Her academic writing, again, reflects both her interest in film and feminism. Her book, The Girl from God’s Country: Nell Shipman and the Silent Cinema, celebrates an early Canadian actor and director. In 1999 she co-edited Gendering the Nation: Canadian Women’s Cinema. She has published extensively in refereed journals, contributed articles to books and given over fifty lectures on her areas of interest which include women filmmakers, feminist theory and Canadian cinema.

Along with her academic work, Prof. Armatage has undertaken activities in a more public forum. Between 1975 and 1987, she produced seven experimental narrative and documentary films.

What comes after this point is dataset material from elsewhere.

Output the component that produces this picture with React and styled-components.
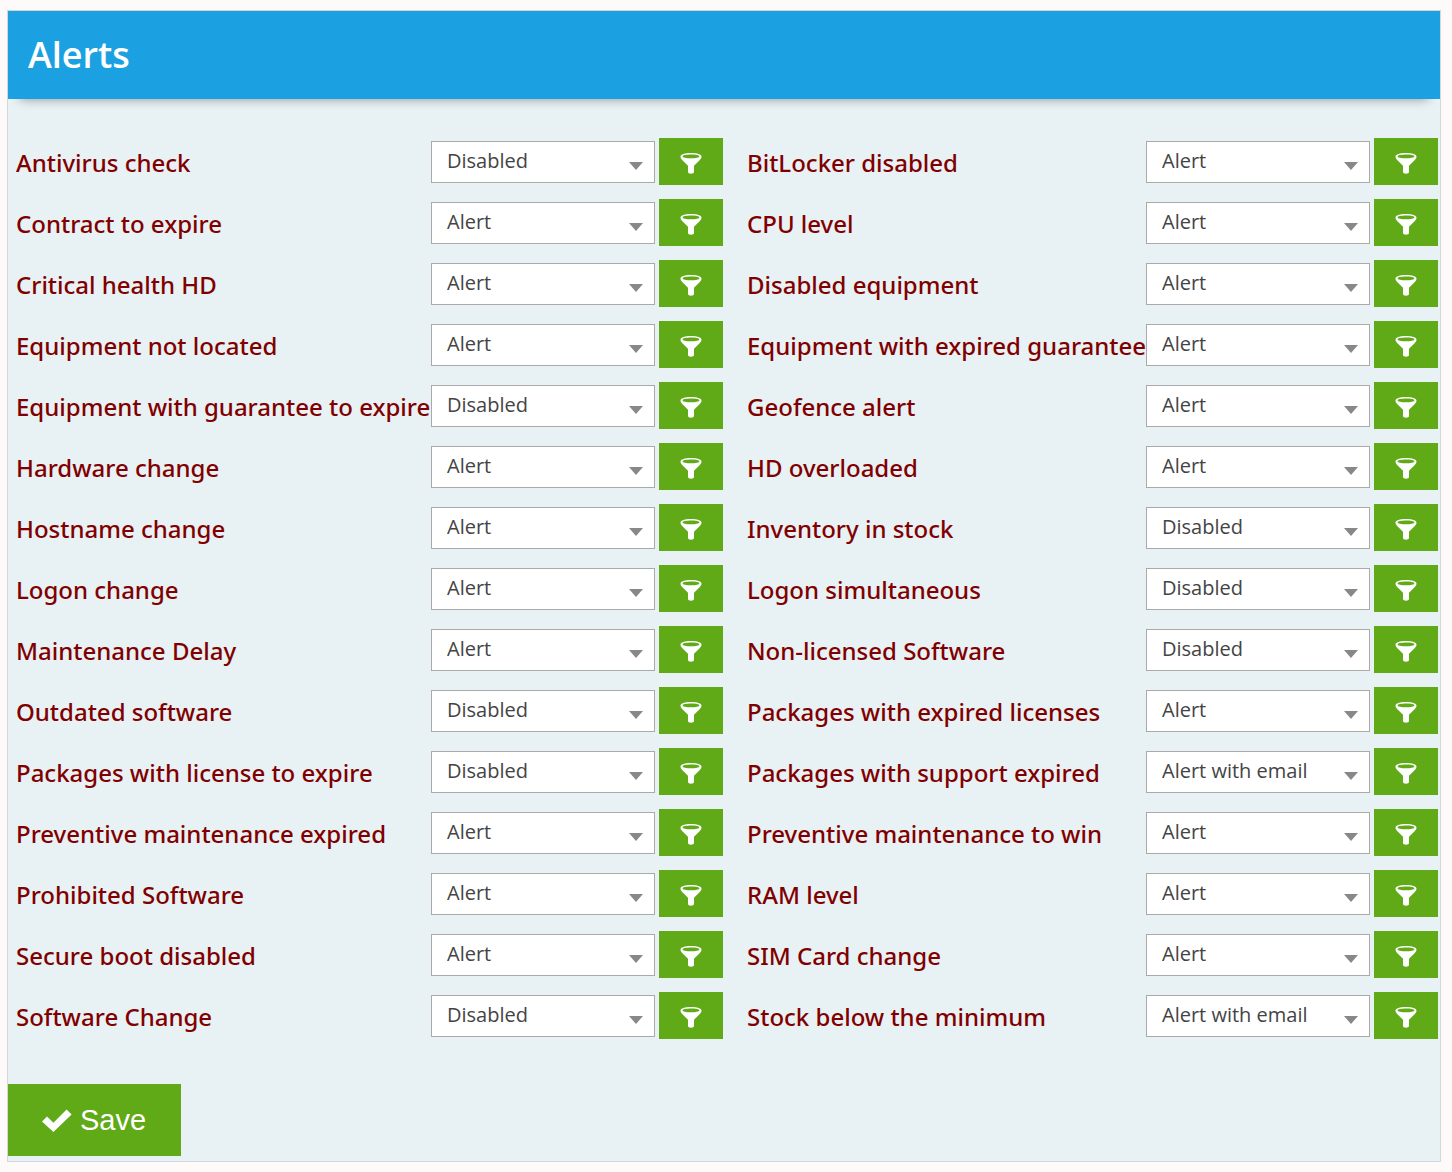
import React, { useState } from "react";
import styled, { createGlobalStyle } from "styled-components";

const OPTIONS = ["Disabled", "Alert", "Alert with email"];

const ALERTS = [
  { label: "Antivirus check", value: "Disabled" },
  { label: "BitLocker disabled", value: "Alert" },
  { label: "Contract to expire", value: "Alert" },
  { label: "CPU level", value: "Alert" },
  { label: "Critical health HD", value: "Alert" },
  { label: "Disabled equipment", value: "Alert" },
  { label: "Equipment not located", value: "Alert" },
  { label: "Equipment with expired guarantee", value: "Alert" },
  { label: "Equipment with guarantee to expire", value: "Disabled" },
  { label: "Geofence alert", value: "Alert" },
  { label: "Hardware change", value: "Alert" },
  { label: "HD overloaded", value: "Alert" },
  { label: "Hostname change", value: "Alert" },
  { label: "Inventory in stock", value: "Disabled" },
  { label: "Logon change", value: "Alert" },
  { label: "Logon simultaneous", value: "Disabled" },
  { label: "Maintenance Delay", value: "Alert" },
  { label: "Non-licensed Software", value: "Disabled" },
  { label: "Outdated software", value: "Disabled" },
  { label: "Packages with expired licenses", value: "Alert" },
  { label: "Packages with license to expire", value: "Disabled" },
  { label: "Packages with support expired", value: "Alert with email" },
  { label: "Preventive maintenance expired", value: "Alert" },
  { label: "Preventive maintenance to win", value: "Alert" },
  { label: "Prohibited Software", value: "Alert" },
  { label: "RAM level", value: "Alert" },
  { label: "Secure boot disabled", value: "Alert" },
  { label: "SIM Card change", value: "Alert" },
  { label: "Software Change", value: "Disabled" },
  { label: "Stock below the minimum", value: "Alert with email" },
];

const FunnelIcon = () => (
  <svg width="22" height="22" viewBox="0 0 22 22" aria-hidden="true">
    <path
      fill="#fff"
      fillRule="evenodd"
      d="M11 1C17 1 21.5 2.4 21.5 4.6C21.5 6 20.8 7 19.6 8.2L14 13.8V20C14 21.2 12.6 21.7 11 21.7C9.4 21.7 8 21.2 8 20V13.8L2.4 8.2C1.2 7 0.5 6 0.5 4.6C0.5 2.4 5 1 11 1ZM11 2.6C6.2 2.6 2.6 3.4 2.6 4.4C2.6 5.4 6.2 6.2 11 6.2C15.8 6.2 19.4 5.4 19.4 4.4C19.4 3.4 15.8 2.6 11 2.6Z"
    />
  </svg>
);

const CheckIcon = () => (
  <svg width="30" height="24" viewBox="0 0 30 24" aria-hidden="true">
    <path fill="#fff" d="M0 13.5L5 8.5L11.4 14.8L24.6 1.6L29.6 6.6L11.4 24Z" />
  </svg>
);

const AlertRow = ({ label, initialValue }) => {
  const [value, setValue] = useState(initialValue);
  const id = label.toLowerCase().replace(/\s+/g, "-");

  return (
    <Row>
      <Label htmlFor={id}>{label}</Label>
      <SelectWrapper>
        <Select id={id} value={value} onChange={(e) => setValue(e.target.value)}>
          {OPTIONS.map((option) => (
            <option key={option}>{option}</option>
          ))}
        </Select>
        <Arrow />
      </SelectWrapper>
      <FilterButton type="button" aria-label={`Filter ${label}`}>
        <FunnelIcon />
      </FilterButton>
    </Row>
  );
};

const App = () => {
  return (
    <>
      <GlobalStyle />
      <Panel>
        <Header>
          <Title>Alerts</Title>
        </Header>
        <form onSubmit={(e) => e.preventDefault()}>
          <AlertsGrid>
            {ALERTS.map(({ label, value }) => (
              <AlertRow key={label} label={label} initialValue={value} />
            ))}
          </AlertsGrid>
          <SaveButton type="submit">
            <CheckIcon />
            Save
          </SaveButton>
        </form>
      </Panel>
    </>
  );
};

export default App;

const GlobalStyle = createGlobalStyle`
  * {
    box-sizing: border-box;
  }
  body {
    margin: 0;
    background-color: #fffafa;
    font-family: "Open Sans", "Noto Sans", sans-serif;
  }
`;

const Panel = styled.main`
  margin: 10px 11px 10px 7px;
  padding-bottom: 5px;
  border: 1px solid #d3d6d9;
  background-color: #e8f1f4;
`;

const Header = styled.header`
  display: flex;
  align-items: center;
  height: 88px;
  padding: 0 20px;
  background-color: #1ba1e2;
  box-shadow: 0 12px 10px -12px rgba(0, 0, 0, 0.4);
`;

const Title = styled.h1`
  margin: 0;
  color: #fff;
  font-size: 36px;
  font-weight: 600;
  line-height: 48px;
`;

const AlertsGrid = styled.div`
  display: grid;
  grid-template-columns: 707fr 691fr;
  gap: 14px 24px;
  padding: 39px 2px 45px 8px;
`;

const Row = styled.div`
  display: grid;
  grid-template-columns: minmax(0, 1fr) 224px 64px;
  align-items: center;
  column-gap: 4px;
`;

const Label = styled.label`
  padding-top: 2px;
  color: #800000;
  font-family: "Noto Sans", sans-serif;
  font-size: 24px;
  font-weight: 500;
  line-height: 32px;
  white-space: nowrap;
`;

const SelectWrapper = styled.div`
  position: relative;
`;

const Select = styled.select`
  display: block;
  width: 100%;
  height: 42px;
  padding: 0 40px 2px 15px;
  appearance: none;
  border: 1px solid #aaa;
  border-radius: 0;
  background-color: #fff;
  color: #444;
  font-family: inherit;
  font-size: 20px;
  font-weight: 400;
`;

const Arrow = styled.span`
  position: absolute;
  top: 21px;
  right: 12px;
  border: 7px solid transparent;
  border-top: 8px solid #888;
  border-bottom: 0;
  pointer-events: none;
`;

const FilterButton = styled.button`
  display: flex;
  align-items: center;
  justify-content: center;
  height: 47px;
  padding: 3px 0 0;
  border: none;
  background-color: #60a917;
  cursor: pointer;
`;

const SaveButton = styled.button`
  display: flex;
  align-items: center;
  gap: 8px;
  height: 72px;
  padding: 0 35px 0 34px;
  border: none;
  background-color: #60a917;
  color: #fff;
  font-family: "Liberation Sans", sans-serif;
  font-size: 29px;
  cursor: pointer;
`;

Her last film on artist Joyce Wieland, Artist on Fire (1987) earned her a Gemini nomination for Best Television Documentary. From 1983-2004, she was one of the senior international programmers of the Toronto International Film Festival. It was due in part to these endeavours that she was seen as having made a major contribution to the study of women and film. For all of her work, she has been recognized with several awards including YWCA Woman of Distinction 1989 and Toronto Women in Film in Video Special Award for Contribution to Women’s Film Culture 1988. She has also been awarded several research and arts grants throughout her career including a Canada Council Senior Artist’s Grant (1992) and a SSHRC research grant (1995).